> SUPPLIED DATA
*-*-*

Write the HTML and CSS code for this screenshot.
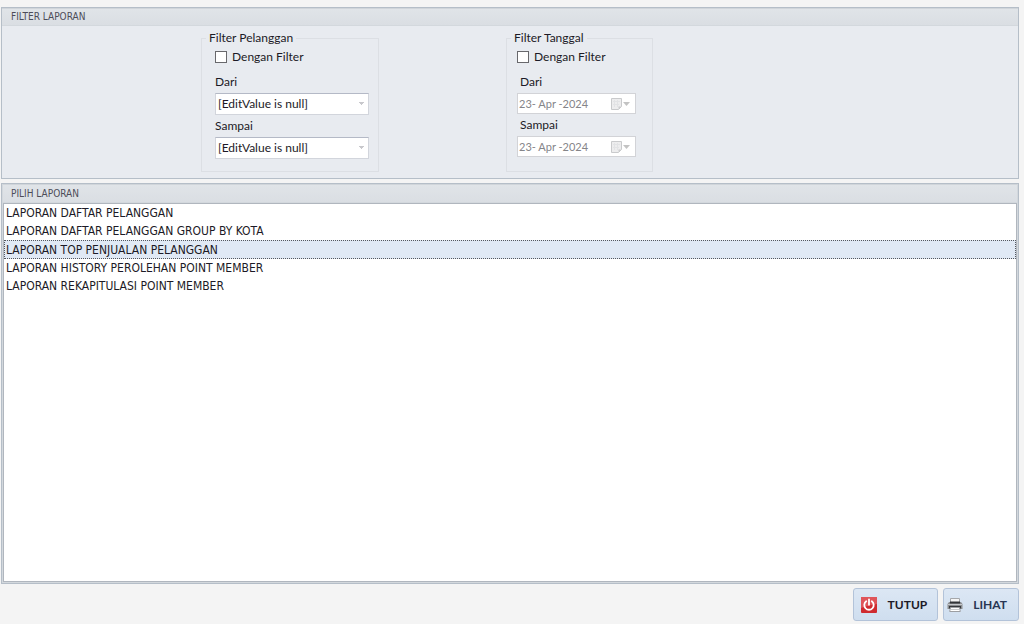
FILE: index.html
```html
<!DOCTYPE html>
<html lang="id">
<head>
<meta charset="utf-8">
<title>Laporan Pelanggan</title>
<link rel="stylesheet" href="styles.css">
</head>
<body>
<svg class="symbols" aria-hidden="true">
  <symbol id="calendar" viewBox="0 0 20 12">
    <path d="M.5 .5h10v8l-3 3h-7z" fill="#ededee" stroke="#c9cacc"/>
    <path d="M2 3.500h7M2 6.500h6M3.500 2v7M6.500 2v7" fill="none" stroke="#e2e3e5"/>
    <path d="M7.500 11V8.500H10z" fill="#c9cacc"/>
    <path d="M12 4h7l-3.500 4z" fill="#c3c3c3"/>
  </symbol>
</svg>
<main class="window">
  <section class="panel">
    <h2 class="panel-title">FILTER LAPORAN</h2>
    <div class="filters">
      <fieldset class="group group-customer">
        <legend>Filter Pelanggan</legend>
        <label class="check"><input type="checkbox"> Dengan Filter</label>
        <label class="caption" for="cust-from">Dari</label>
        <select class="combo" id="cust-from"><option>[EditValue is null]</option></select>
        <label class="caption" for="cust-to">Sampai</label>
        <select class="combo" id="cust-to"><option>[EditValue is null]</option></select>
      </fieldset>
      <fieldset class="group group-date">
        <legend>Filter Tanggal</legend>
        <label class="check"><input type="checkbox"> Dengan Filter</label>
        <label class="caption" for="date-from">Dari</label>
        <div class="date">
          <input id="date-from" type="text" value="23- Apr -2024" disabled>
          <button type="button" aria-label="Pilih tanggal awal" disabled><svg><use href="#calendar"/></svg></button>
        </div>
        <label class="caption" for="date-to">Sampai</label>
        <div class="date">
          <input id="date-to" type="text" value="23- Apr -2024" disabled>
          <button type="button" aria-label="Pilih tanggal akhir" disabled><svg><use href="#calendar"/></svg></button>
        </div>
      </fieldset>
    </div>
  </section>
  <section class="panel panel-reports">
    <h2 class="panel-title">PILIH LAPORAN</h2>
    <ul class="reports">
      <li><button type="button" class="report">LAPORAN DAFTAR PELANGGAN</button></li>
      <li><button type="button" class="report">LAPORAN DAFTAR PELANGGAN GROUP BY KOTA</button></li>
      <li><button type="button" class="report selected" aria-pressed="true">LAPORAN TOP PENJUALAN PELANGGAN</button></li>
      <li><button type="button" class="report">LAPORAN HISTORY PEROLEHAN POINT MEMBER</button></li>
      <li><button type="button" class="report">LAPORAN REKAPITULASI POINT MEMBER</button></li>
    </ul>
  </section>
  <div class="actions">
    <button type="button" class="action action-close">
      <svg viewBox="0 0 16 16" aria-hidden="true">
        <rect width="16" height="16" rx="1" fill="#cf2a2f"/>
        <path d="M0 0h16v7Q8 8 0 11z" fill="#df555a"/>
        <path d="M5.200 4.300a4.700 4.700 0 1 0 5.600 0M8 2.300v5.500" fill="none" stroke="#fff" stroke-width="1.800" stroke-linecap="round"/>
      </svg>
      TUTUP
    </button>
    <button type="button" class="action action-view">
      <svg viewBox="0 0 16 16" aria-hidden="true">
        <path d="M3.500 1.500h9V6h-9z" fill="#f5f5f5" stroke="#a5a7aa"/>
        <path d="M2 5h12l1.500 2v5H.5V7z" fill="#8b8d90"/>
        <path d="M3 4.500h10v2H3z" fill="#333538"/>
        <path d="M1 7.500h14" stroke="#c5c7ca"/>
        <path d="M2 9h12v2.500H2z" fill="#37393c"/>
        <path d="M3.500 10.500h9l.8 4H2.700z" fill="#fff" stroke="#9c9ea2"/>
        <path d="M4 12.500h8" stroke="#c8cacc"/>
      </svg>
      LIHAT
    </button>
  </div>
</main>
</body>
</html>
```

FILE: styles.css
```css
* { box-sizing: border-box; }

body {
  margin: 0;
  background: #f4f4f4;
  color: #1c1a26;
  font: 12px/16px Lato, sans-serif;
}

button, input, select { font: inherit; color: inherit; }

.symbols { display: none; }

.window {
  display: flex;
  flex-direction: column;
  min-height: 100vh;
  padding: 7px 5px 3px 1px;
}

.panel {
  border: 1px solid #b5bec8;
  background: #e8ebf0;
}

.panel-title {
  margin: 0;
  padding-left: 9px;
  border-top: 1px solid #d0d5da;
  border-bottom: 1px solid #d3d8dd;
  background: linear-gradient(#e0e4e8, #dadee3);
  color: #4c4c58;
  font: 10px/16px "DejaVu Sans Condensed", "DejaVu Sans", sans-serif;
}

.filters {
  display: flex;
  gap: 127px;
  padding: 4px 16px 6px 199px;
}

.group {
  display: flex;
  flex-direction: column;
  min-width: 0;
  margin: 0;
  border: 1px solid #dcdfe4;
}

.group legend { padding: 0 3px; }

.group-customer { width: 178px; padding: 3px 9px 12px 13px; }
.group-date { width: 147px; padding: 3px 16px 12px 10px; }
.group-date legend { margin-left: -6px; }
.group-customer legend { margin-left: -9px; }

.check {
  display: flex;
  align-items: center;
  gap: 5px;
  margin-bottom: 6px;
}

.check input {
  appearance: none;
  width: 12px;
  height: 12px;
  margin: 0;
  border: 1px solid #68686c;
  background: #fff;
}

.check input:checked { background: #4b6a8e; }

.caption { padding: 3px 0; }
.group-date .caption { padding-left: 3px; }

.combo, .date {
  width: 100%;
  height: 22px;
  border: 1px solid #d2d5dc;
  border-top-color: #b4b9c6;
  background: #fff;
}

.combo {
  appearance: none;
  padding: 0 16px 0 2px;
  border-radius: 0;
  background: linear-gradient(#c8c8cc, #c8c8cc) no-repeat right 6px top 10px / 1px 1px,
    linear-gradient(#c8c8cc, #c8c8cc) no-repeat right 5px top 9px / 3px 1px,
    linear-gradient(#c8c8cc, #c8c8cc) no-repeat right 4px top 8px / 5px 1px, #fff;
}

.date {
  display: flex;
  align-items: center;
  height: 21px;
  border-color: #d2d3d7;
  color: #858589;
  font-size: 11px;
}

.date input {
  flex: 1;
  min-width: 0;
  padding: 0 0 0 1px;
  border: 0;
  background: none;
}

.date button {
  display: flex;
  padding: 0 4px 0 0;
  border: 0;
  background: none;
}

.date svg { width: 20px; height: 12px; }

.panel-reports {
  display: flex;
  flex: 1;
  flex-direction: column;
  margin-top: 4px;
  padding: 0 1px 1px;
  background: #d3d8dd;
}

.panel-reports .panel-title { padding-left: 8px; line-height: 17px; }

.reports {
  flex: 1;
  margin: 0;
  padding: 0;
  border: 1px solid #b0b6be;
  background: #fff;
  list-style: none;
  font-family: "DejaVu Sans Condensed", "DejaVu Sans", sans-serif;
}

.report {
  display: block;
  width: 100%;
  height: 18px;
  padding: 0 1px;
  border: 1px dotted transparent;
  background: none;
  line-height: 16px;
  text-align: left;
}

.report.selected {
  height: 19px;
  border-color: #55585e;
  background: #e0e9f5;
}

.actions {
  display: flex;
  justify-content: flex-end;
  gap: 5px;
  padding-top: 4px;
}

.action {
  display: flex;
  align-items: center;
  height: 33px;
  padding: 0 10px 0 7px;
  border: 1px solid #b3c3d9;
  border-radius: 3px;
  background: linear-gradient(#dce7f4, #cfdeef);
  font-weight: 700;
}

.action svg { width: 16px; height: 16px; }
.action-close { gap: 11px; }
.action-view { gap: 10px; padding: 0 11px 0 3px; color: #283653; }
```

*-*-*

> INSTRUCTIONS FOR THE TASK
From the material above, copy everything exactly but the pictures.

> ANSWER TO THE TASK
Write the HTML and CSS code for this screenshot.
FILE: index.html
```html
<!DOCTYPE html>
<html lang="id">
<head>
<meta charset="utf-8">
<title>Laporan Pelanggan</title>
<link rel="stylesheet" href="styles.css">
</head>
<body>
<svg class="symbols" aria-hidden="true">
  <symbol id="calendar" viewBox="0 0 20 12">
    <path d="M.5 .5h10v8l-3 3h-7z" fill="#ededee" stroke="#c9cacc"/>
    <path d="M2 3.500h7M2 6.500h6M3.500 2v7M6.500 2v7" fill="none" stroke="#e2e3e5"/>
    <path d="M7.500 11V8.500H10z" fill="#c9cacc"/>
    <path d="M12 4h7l-3.500 4z" fill="#c3c3c3"/>
  </symbol>
</svg>
<main class="window">
  <section class="panel">
    <h2 class="panel-title">FILTER LAPORAN</h2>
    <div class="filters">
      <fieldset class="group group-customer">
        <legend>Filter Pelanggan</legend>
        <label class="check"><input type="checkbox"> Dengan Filter</label>
        <label class="caption" for="cust-from">Dari</label>
        <select class="combo" id="cust-from"><option>[EditValue is null]</option></select>
        <label class="caption" for="cust-to">Sampai</label>
        <select class="combo" id="cust-to"><option>[EditValue is null]</option></select>
      </fieldset>
      <fieldset class="group group-date">
        <legend>Filter Tanggal</legend>
        <label class="check"><input type="checkbox"> Dengan Filter</label>
        <label class="caption" for="date-from">Dari</label>
        <div class="date">
          <input id="date-from" type="text" value="23- Apr -2024" disabled>
          <button type="button" aria-label="Pilih tanggal awal" disabled><svg><use href="#calendar"/></svg></button>
        </div>
        <label class="caption" for="date-to">Sampai</label>
        <div class="date">
          <input id="date-to" type="text" value="23- Apr -2024" disabled>
          <button type="button" aria-label="Pilih tanggal akhir" disabled><svg><use href="#calendar"/></svg></button>
        </div>
      </fieldset>
    </div>
  </section>
  <section class="panel panel-reports">
    <h2 class="panel-title">PILIH LAPORAN</h2>
    <ul class="reports">
      <li><button type="button" class="report">LAPORAN DAFTAR PELANGGAN</button></li>
      <li><button type="button" class="report">LAPORAN DAFTAR PELANGGAN GROUP BY KOTA</button></li>
      <li><button type="button" class="report selected" aria-pressed="true">LAPORAN TOP PENJUALAN PELANGGAN</button></li>
      <li><button type="button" class="report">LAPORAN HISTORY PEROLEHAN POINT MEMBER</button></li>
      <li><button type="button" class="report">LAPORAN REKAPITULASI POINT MEMBER</button></li>
    </ul>
  </section>
  <div class="actions">
    <button type="button" class="action action-close">
      <svg viewBox="0 0 16 16" aria-hidden="true">
        <rect width="16" height="16" rx="1" fill="#cf2a2f"/>
        <path d="M0 0h16v7Q8 8 0 11z" fill="#df555a"/>
        <path d="M5.200 4.300a4.700 4.700 0 1 0 5.600 0M8 2.300v5.500" fill="none" stroke="#fff" stroke-width="1.800" stroke-linecap="round"/>
      </svg>
      TUTUP
    </button>
    <button type="button" class="action action-view">
      <svg viewBox="0 0 16 16" aria-hidden="true">
        <path d="M3.500 1.500h9V6h-9z" fill="#f5f5f5" stroke="#a5a7aa"/>
        <path d="M2 5h12l1.500 2v5H.5V7z" fill="#8b8d90"/>
        <path d="M3 4.500h10v2H3z" fill="#333538"/>
        <path d="M1 7.500h14" stroke="#c5c7ca"/>
        <path d="M2 9h12v2.500H2z" fill="#37393c"/>
        <path d="M3.500 10.500h9l.8 4H2.700z" fill="#fff" stroke="#9c9ea2"/>
        <path d="M4 12.500h8" stroke="#c8cacc"/>
      </svg>
      LIHAT
    </button>
  </div>
</main>
</body>
</html>
```

FILE: styles.css
```css
* { box-sizing: border-box; }

body {
  margin: 0;
  background: #f4f4f4;
  color: #1c1a26;
  font: 12px/16px Lato, sans-serif;
}

button, input, select { font: inherit; color: inherit; }

.symbols { display: none; }

.window {
  display: flex;
  flex-direction: column;
  min-height: 100vh;
  padding: 7px 5px 3px 1px;
}

.panel {
  border: 1px solid #b5bec8;
  background: #e8ebf0;
}

.panel-title {
  margin: 0;
  padding-left: 9px;
  border-top: 1px solid #d0d5da;
  border-bottom: 1px solid #d3d8dd;
  background: linear-gradient(#e0e4e8, #dadee3);
  color: #4c4c58;
  font: 10px/16px "DejaVu Sans Condensed", "DejaVu Sans", sans-serif;
}

.filters {
  display: flex;
  gap: 127px;
  padding: 4px 16px 6px 199px;
}

.group {
  display: flex;
  flex-direction: column;
  min-width: 0;
  margin: 0;
  border: 1px solid #dcdfe4;
}

.group legend { padding: 0 3px; }

.group-customer { width: 178px; padding: 3px 9px 12px 13px; }
.group-date { width: 147px; padding: 3px 16px 12px 10px; }
.group-date legend { margin-left: -6px; }
.group-customer legend { margin-left: -9px; }

.check {
  display: flex;
  align-items: center;
  gap: 5px;
  margin-bottom: 6px;
}

.check input {
  appearance: none;
  width: 12px;
  height: 12px;
  margin: 0;
  border: 1px solid #68686c;
  background: #fff;
}

.check input:checked { background: #4b6a8e; }

.caption { padding: 3px 0; }
.group-date .caption { padding-left: 3px; }

.combo, .date {
  width: 100%;
  height: 22px;
  border: 1px solid #d2d5dc;
  border-top-color: #b4b9c6;
  background: #fff;
}

.combo {
  appearance: none;
  padding: 0 16px 0 2px;
  border-radius: 0;
  background: linear-gradient(#c8c8cc, #c8c8cc) no-repeat right 6px top 10px / 1px 1px,
    linear-gradient(#c8c8cc, #c8c8cc) no-repeat right 5px top 9px / 3px 1px,
    linear-gradient(#c8c8cc, #c8c8cc) no-repeat right 4px top 8px / 5px 1px, #fff;
}

.date {
  display: flex;
  align-items: center;
  height: 21px;
  border-color: #d2d3d7;
  color: #858589;
  font-size: 11px;
}

.date input {
  flex: 1;
  min-width: 0;
  padding: 0 0 0 1px;
  border: 0;
  background: none;
}

.date button {
  display: flex;
  padding: 0 4px 0 0;
  border: 0;
  background: none;
}

.date svg { width: 20px; height: 12px; }

.panel-reports {
  display: flex;
  flex: 1;
  flex-direction: column;
  margin-top: 4px;
  padding: 0 1px 1px;
  background: #d3d8dd;
}

.panel-reports .panel-title { padding-left: 8px; line-height: 17px; }

.reports {
  flex: 1;
  margin: 0;
  padding: 0;
  border: 1px solid #b0b6be;
  background: #fff;
  list-style: none;
  font-family: "DejaVu Sans Condensed", "DejaVu Sans", sans-serif;
}

.report {
  display: block;
  width: 100%;
  height: 18px;
  padding: 0 1px;
  border: 1px dotted transparent;
  background: none;
  line-height: 16px;
  text-align: left;
}

.report.selected {
  height: 19px;
  border-color: #55585e;
  background: #e0e9f5;
}

.actions {
  display: flex;
  justify-content: flex-end;
  gap: 5px;
  padding-top: 4px;
}

.action {
  display: flex;
  align-items: center;
  height: 33px;
  padding: 0 10px 0 7px;
  border: 1px solid #b3c3d9;
  border-radius: 3px;
  background: linear-gradient(#dce7f4, #cfdeef);
  font-weight: 700;
}

.action svg { width: 16px; height: 16px; }
.action-close { gap: 11px; }
.action-view { gap: 10px; padding: 0 11px 0 3px; color: #283653; }
```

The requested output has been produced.